Many manual therapists in their practice have experienced a phenomenon wherein when they touch on a particular area of the clients’ body during a therapeutic session, it provokes memories or traumatic events from the client’s life. This feeling is also accompanied by what is often described as an emotional release. Paolo Tozzi, an Italian osteopath, posed the following questions in an editorial in Journal of Bodywork and Movement Therapies:
- Can memories be held in the fascia?
- And are these memories accessible during manual therapy?
However, literature mentioned that memory is in the brain, not in the tissue or muscle. So Paolo proposed some possibilities:
Research has found that fascia is richly innervated with nerve endings, making it a “tissue of communication.” Under certain dysfunctional conditions, a neuro-fascial interaction may be responsible for the setting of a local tissue “memory” (peripheral sensitization). Thus, touch or manual therapy may “unload” the tissue, causing a change in neural input to the brain which may trigger the memory.
Paolo argued that “memories” in the body may be also encoded into the structure of fascia itself. Collagen is deposited along the lines of tension imposed or expressed in connective tissues at both molecular and macroscopic level. Thus, mechanical forces, such as in postures, movements, and strains, can dictate the sites where collagen is deposited. Thus architecture changes due to habitual lines of tension, providing a possible “medium term memory.”
- Extracellular matrix and tissue memory
In addition, the elastin fibers and in various cells throughout the connective tissue, fibroblasts, mast cells, plasma cells, and fat cells, which are relatively durable and long-lasting, may represent “long-term memory” of the ground substance. It has been suggested that the cellular network of fibroblasts within loose connective tissue may support yet unknown body-wide cellular signalling systems.
Muscle memory refers to individuals with a history of previous training which can acquire force quickly on retraining. This is mostly attributed to motor learning in the central nervous system. However, a recent research study showed that “memory” is stored as DNA-containing nuclei, which proliferate when a muscle is exercised. In addition, those nuclei aren’t lost when muscles atrophy.
Paolo further postulated that during a manual therapy session: “the interaction of vibrational, biomagnetic, and bioelectric fields between therapist and client allow an exchange of information about the history and the present status of the living matrix. The information encoded in cell and tissue structure and activity may be read holographically, by tuning to the appropriate frequencies. This may even lead to a recall of past traumas and of an array of related sensations.”
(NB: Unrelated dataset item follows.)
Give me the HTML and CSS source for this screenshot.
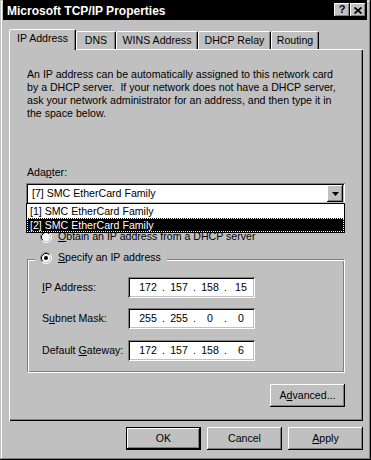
FILE: index.html
```html
<!DOCTYPE html>
<html>
<head>
<meta charset="utf-8">
<link rel="stylesheet" href="styles.css">
</head>
<body>
<div class="window">
  <div class="titlebar">
    <span class="title">Microsoft TCP/IP Properties</span>
    <div class="cap-btns">
      <div class="cap-btn help">?</div>
      <div class="cap-btn close"><svg width="8" height="7" viewBox="0 0 8 7"><path d="M0.5 0.5 L7.5 6.5 M7.5 0.5 L0.5 6.5" stroke="#000" stroke-width="1.7" fill="none"/></svg></div>
    </div>
  </div>
  <div class="body">
    <div class="tabs">
      <div class="tab active w-ip">IP Address</div>
      <div class="tab w-dns">DNS</div>
      <div class="tab w-wins">WINS Address</div>
      <div class="tab w-dhcp">DHCP Relay</div>
      <div class="tab w-route">Routing</div>
    </div>
    <div class="panel">
      <p class="intro">An IP address can be automatically assigned to this network card<br>by a DHCP server.&nbsp; If your network does not have a DHCP server,<br>ask your network administrator for an address, and then type it in<br>the space below.</p>
      <div class="label">Ada<u>p</u>ter:</div>
      <div class="combo">
        <span class="combo-text">[7] SMC EtherCard Family</span>
        <span class="combo-btn"><svg width="7" height="4" viewBox="0 0 7 4"><path d="M0 0 H7 L3.5 4 Z" fill="#000"/></svg></span>
        <div class="dropdown">
          <div class="item">[1] SMC EtherCard Family</div>
          <div class="item selected">[2] SMC EtherCard Family</div>
        </div>
      </div>
      <div class="radio-row">
        <svg class="radio" width="12" height="12" viewBox="0 0 12 12"><circle cx="6" cy="6" r="5" fill="#fff"/><path d="M2.11 9.89 A5.5 5.5 0 0 1 9.89 2.11" stroke="#808080" fill="none"/><path d="M9.89 2.11 A5.5 5.5 0 0 1 2.11 9.89" stroke="#fff" fill="none"/><path d="M2.82 9.18 A4.5 4.5 0 0 1 9.18 2.82" stroke="#000" fill="none"/><path d="M9.18 2.82 A4.5 4.5 0 0 1 2.82 9.18" stroke="#c0c0c0" fill="none"/></svg>
        <span><u>O</u>btain an IP address from a DHCP server</span>
      </div>
      <div class="group">
        <div class="legend">
          <svg class="radio" width="12" height="12" viewBox="0 0 12 12"><circle cx="6" cy="6" r="5" fill="#fff"/><path d="M2.11 9.89 A5.5 5.5 0 0 1 9.89 2.11" stroke="#808080" fill="none"/><path d="M9.89 2.11 A5.5 5.5 0 0 1 2.11 9.89" stroke="#fff" fill="none"/><path d="M2.82 9.18 A4.5 4.5 0 0 1 9.18 2.82" stroke="#000" fill="none"/><path d="M9.18 2.82 A4.5 4.5 0 0 1 2.82 9.18" stroke="#c0c0c0" fill="none"/><circle cx="6" cy="6" r="2" fill="#000"/></svg>
          <span><u>S</u>pecify an IP address</span>
        </div>
        <div class="field-row first">
          <span class="field-label"><u>I</u>P Address:</span>
          <div class="ipfield"><span class="oct">172</span><span class="dot">.</span><span class="oct">157</span><span class="dot">.</span><span class="oct">158</span><span class="dot">.</span><span class="oct">15</span></div>
        </div>
        <div class="field-row">
          <span class="field-label">S<u>u</u>bnet Mask:</span>
          <div class="ipfield"><span class="oct">255</span><span class="dot">.</span><span class="oct">255</span><span class="dot">.</span><span class="oct">0</span><span class="dot">.</span><span class="oct">0</span></div>
        </div>
        <div class="field-row last">
          <span class="field-label">Default <u>G</u>ateway:</span>
          <div class="ipfield"><span class="oct">172</span><span class="dot">.</span><span class="oct">157</span><span class="dot">.</span><span class="oct">158</span><span class="dot">.</span><span class="oct">6</span></div>
        </div>
      </div>
      <div class="adv-row">
        <button class="btn">A<u>d</u>vanced...</button>
      </div>
    </div>
    <div class="actions">
      <button class="btn default">OK</button>
      <button class="btn">Cancel</button>
      <button class="btn"><u>A</u>pply</button>
    </div>
  </div>
</div>
</body>
</html>
```

FILE: styles.css
```css
html, body {
  margin: 0;
  padding: 0;
  background: #c0c0c0;
}
body {
  font-family: "Liberation Sans", Arial, sans-serif;
  font-size: 10.6px;
  line-height: 13px;
  color: #000;
}
.window {
  width: 371px;
  height: 460px;
  box-sizing: border-box;
  background: #c0c0c0;
  padding: 0 2px 2px 2px;
  box-shadow: inset -1px -1px #000, inset 1px 1px #c0c0c0, inset -2px -2px #808080, inset 2px 2px #fff;
  overflow: hidden;
}
.titlebar {
  height: 20px;
  margin: 0 2px 0 1px;
  background: #000;
  color: #fff;
  display: flex;
  align-items: flex-start;
  justify-content: space-between;
  padding: 0 1px 0 4px;
}
.title {
  font-weight: bold;
  font-size: 12px;
  margin-top: 5px;
  line-height: 13px;
  white-space: nowrap;
}
.cap-btns {
  display: flex;
  margin-top: 3px;
}
.cap-btn {
  width: 16px;
  height: 14px;
  box-sizing: border-box;
  background: #c0c0c0;
  box-shadow: inset -1px -1px #000, inset 1px 1px #fff, inset -2px -2px #808080;
  display: flex;
  align-items: center;
  justify-content: center;
  color: #000;
  font-weight: bold;
  font-size: 11px;
  line-height: 11px;
}
.cap-btn.help {
  padding-bottom: 1px;
}
.body {
  padding: 9px 6px 0 7px;
}
.tabs {
  display: flex;
  align-items: flex-end;
  height: 20px;
  position: relative;
  z-index: 1;
}
.tab {
  box-sizing: border-box;
  height: 18px;
  border: 1px solid;
  border-bottom: 0;
  border-color: #fff #000 transparent #fff;
  border-radius: 2px 2px 0 0;
  box-shadow: inset -1px 0 #808080;
  padding-top: 2px;
  text-align: center;
  background: #c0c0c0;
  white-space: nowrap;
}
.tab.active {
  height: 21px;
  margin-bottom: -1px;
}
.w-ip { width: 67px; }
.w-dns { width: 40px; }
.w-wins { width: 82px; }
.w-dhcp { width: 73px; }
.w-route { width: 48px; }
.panel {
  height: 372px;
  box-sizing: border-box;
  padding: 19px 18px 0 17px;
  box-shadow: inset 1px 1px #fff, inset -1px -1px #000, inset -2px -2px #808080;
}
.intro {
  margin: 0 0 0 1px;
  white-space: nowrap;
}
.label {
  margin: 46px 0 0 1px;
}
.combo {
  position: relative;
  height: 21px;
  margin-top: 4px;
  box-sizing: border-box;
  padding: 2px;
  background: #fff;
  box-shadow: inset 1px 1px #808080, inset -1px -1px #fff, inset 2px 2px #000, inset -2px -2px #c0c0c0;
  display: flex;
  align-items: center;
}
.combo-text {
  flex: 1;
  padding-left: 4px;
}
.combo-btn {
  width: 16px;
  height: 17px;
  background: #c0c0c0;
  box-shadow: inset -1px -1px #000, inset 1px 1px #fff, inset -2px -2px #808080;
  display: flex;
  align-items: center;
  justify-content: center;
}
.dropdown {
  position: absolute;
  left: 0;
  top: 20px;
  width: 100%;
  box-sizing: border-box;
  border: 1px solid #000;
  background: #fff;
  z-index: 2;
}
.item {
  height: 14px;
  line-height: 14px;
  padding-left: 3px;
}
.item.selected {
  background: #000;
  color: #fff;
  outline: 1px dotted #fff;
  outline-offset: -1px;
}
.radio-row {
  display: flex;
  align-items: center;
  height: 13px;
  margin-top: 26px;
  padding-left: 14px;
}
.radio {
  display: block;
  flex: none;
  margin-right: 6px;
}
.group {
  margin: 16px 0 0 1px;
  border: 1px solid;
  border-color: #808080 #fff #fff #808080;
  box-shadow: inset 1px 1px #fff, inset -1px -1px #808080;
  padding: 0 0 11px 0;
}
.legend {
  display: flex;
  align-items: center;
  width: max-content;
  margin: -9px 0 0 7px;
  padding: 0 6px 0 5px;
  background: #c0c0c0;
  height: 13px;
}
.field-row {
  display: flex;
  align-items: center;
  height: 21px;
  padding-left: 14px;
  margin-top: 10px;
}
.field-row.first {
  margin-top: 13px;
}
.field-row.last {
  margin-top: 11px;
}
.field-label {
  width: 86px;
}
.ipfield {
  width: 127px;
  height: 21px;
  box-sizing: border-box;
  background: #fff;
  box-shadow: inset 1px 1px #808080, inset -1px -1px #fff, inset 2px 2px #000, inset -2px -2px #c0c0c0;
  display: flex;
  align-items: center;
  padding-left: 9px;
}
.oct {
  width: 22px;
  text-align: center;
}
.dot {
  width: 9px;
  text-align: center;
}
.adv-row {
  display: flex;
  justify-content: flex-end;
  margin-top: 11px;
}
.btn {
  width: 75px;
  height: 23px;
  box-sizing: border-box;
  border: 0;
  padding: 0;
  margin: 0;
  background: #c0c0c0;
  box-shadow: inset -1px -1px #000, inset 1px 1px #fff, inset -2px -2px #808080;
  font: inherit;
  color: #000;
  display: flex;
  align-items: center;
  justify-content: center;
}
.btn.default {
  border: 1px solid #000;
}
.actions {
  display: flex;
  justify-content: flex-end;
  gap: 6px;
  margin-top: 6px;
}
```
It was suggested that manual therapy might affect various forms of memory, producing tissue changes from subatomic to global effects.
Tom Myers responded to Paolo’s article by saying that the choice of the word “memory” is unfortunate and misleading. The idea of “fascial memory” is similar to invoking “energy” another term used commonly among many manual therapists from osteopaths to Reiki masters to label a whole class of mysterious phenomena without truly understanding the actual mechanism.
Thus, Tom suggests re-framing the query: “Does fascia contribute to awareness?” We should focus on how these tissues contribute to the rich experience we call “awareness” or “consciousness.”
Awareness (and therefore memory), according to Tom, is a distributed phenomenon. All tissues participate, but they participate differently. The nervous system is our alarm clock. It registers difference over time, and as part of this, locates memories in time, and therefore our immediate temporal experience of memory is always neurological. Emotional memory, such as that invoked in deep bodywork, is always a fluid event, a change in the body’s fluid chemistry.